Friday, September 08, 2006

BUT ON THE OTHER HAND....


Leave it to Greg K. to pour his glass is half-full outlook into my half-empty one.

My first BOOK-TOON (below) - though it expressed my feelings about how writing is brain-numbingly hard even after selling my book - it didn't show the exhiliration of actually selling it!

Thanks for your post to the first toon Greg - the (above) new Book-Toon is dedicated to you!

Greg's question (How did it feel the day you SOLD Pond Scum?) reminds me of that very day, March 12th 2004 (I still have my fab agent's phone message - "Alan, I have some good news....") The day in question found me struggling with the feeling we all know too well. I had them...I AM WORTHLESS WHY DID I EVER THINK ANYONE WOULD BE INTERESTED IN A WORD I HAVE TO SAY BLAH BLAH BLUES.

To make matters worse - I had just spent the entire day in a meeting for a pretty lame "tween" sit-com that I had written a script for - and let me say, this was not Seinfeld for kids. Sitting for three hours listening to jokes about hamburgers falling on kids' faces drove my sense of self further into the "what am I gonna do with my life" limbo.

It being Montreal in March (and without a car) I walked frozen and depressed to take a bus to go pick up my son at a friends' house and then walk home and make a lonely supper because my wife was out of town. Calling in for phone messages at his friend's house - I picked up my agent's happy voice and wasn't able to hear anything beyond the "I have good news" part. I listened to it five times and then tried dialing her using my calling card but my trembling mind kept messing up the hundred or so digits I had to apply - so I just used this woman's phone - promising her a copy of MY BOOK for the long distance call!
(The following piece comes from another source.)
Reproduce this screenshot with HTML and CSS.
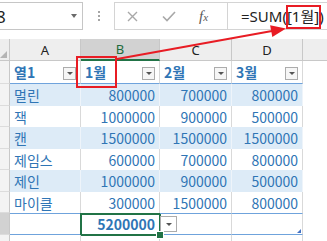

Zach and I walked home - me beaming and bouyant and knowing I wasn't going to have to write another burger-script. The feeling, the one that Greg has asked about is always with me. It is on my bookshelf. It is in the library. And it is with the thousands of readers who have wandered inside POND SCUM. Though I forget about it sometimes - I shouldn't. It's a perfect feeling. And thanks Greg for giving me the moment to rediscover it today!